Why did the developers add deepcopy to asdict, but did not add it to _field_init (for safer creation of default values via default_factory)?

Why did the developers add deepcopy to asdict, but did not add it to _field_init (for safer creation of default values via default_factory)?

from typing import List
from dataclasses import dataclass, field, asdict

class Viewer:
    Name: str

Default_users = [Viewer('Admin')]

class Films:
    Title: str
    Viewers: List[Viewer] = field(default_factory=lambda: Default_users)

film_1 = Films('Satan-tango')
film_2 = Films('Mirror')
film_1_dict = asdict(film_1)
film_2_dict = asdict(film_2)
assert film_1 == Films(Title='Satan-tango', Viewers=[Viewer(Name='Admin'), Viewer(Name='Andrey')])
assert film_2 == Films(Title='Mirror', Viewers=[Viewer(Name='Admin'), Viewer(Name='Andrey')])
assert film_1_dict == {'Title': 'Satan-tango', 'Viewers': [{'Name': 'Admin'}, Viewer(Name='Guido')]}
assert film_2_dict == {'Title': 'Mirror', 'Viewers': [{'Name': 'Admin'}]}

The viewer Andrey is added to two films. Everything is correct in the dict version.

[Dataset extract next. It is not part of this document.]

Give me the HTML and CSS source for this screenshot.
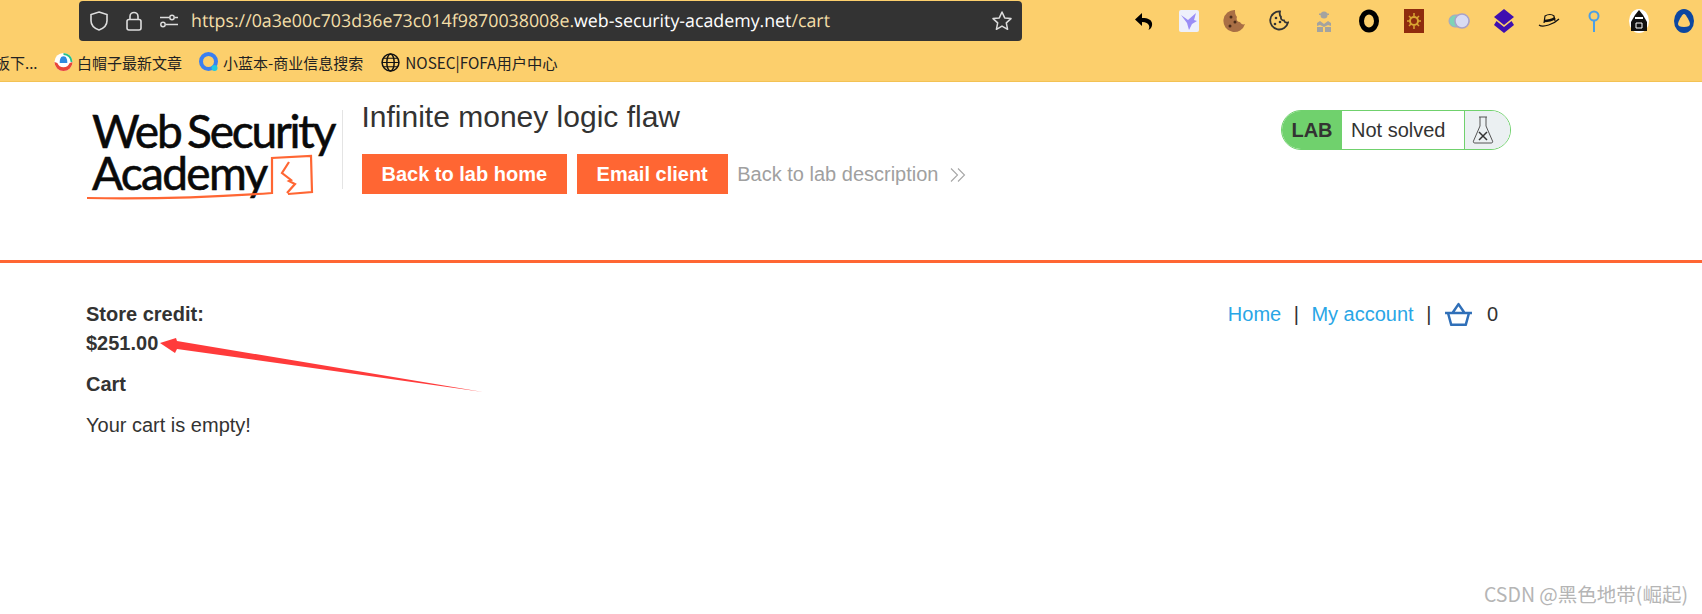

If this line is replaced with this - globals[default_name] = lambda: copy.deepcopy(f.default_factory()) then everything will be correct.

I think current consensus is we regret adding deepcopy to asdict, see dataclasses.astuple (and .asdict) do deepcopy on all fields · Issue #88071 · python/cpython · GitHub

1 Like

The code example uses the default_factory incorrectly and is effectively the same as field(default=Default_users). The option was added to be able to return a new value on each instantiation, which your code doesn’t do.

I wasn’t involved with the design of this API, but one reason for not copying the return value of the default_factory callback is that this is not necessary in general (you can always do the copy yourself if that is convenient), and can be expensive when the default is calculated dynamically.

1 Like

If you use field(default=Default_users), then ValueError: mutable default <class 'list'> for field Viewers is not allowed: use default_factory will be thrown. One of the main tasks of default_factory is to avoid mutable default values (see dataclasses — Data Classes — Python 3.11.5 documentation). I built an unnatural example of using mutable fields via default_factory. If you add deepcopy to default_factory, then it will be more difficult (or impossible) to build such an example. Although I will agree that for most cases, default_factory is a safe API for creating default values.

For your example field(default_factory=lambda: [Viewer('Admin')]) is clearer and doesn’t have the problem you ran into.

Automaticly deep copying the result of a default_factory callback would not be backward compatible and would introduce problems as described in the issue that @hauntsaninja linked to.

1 Like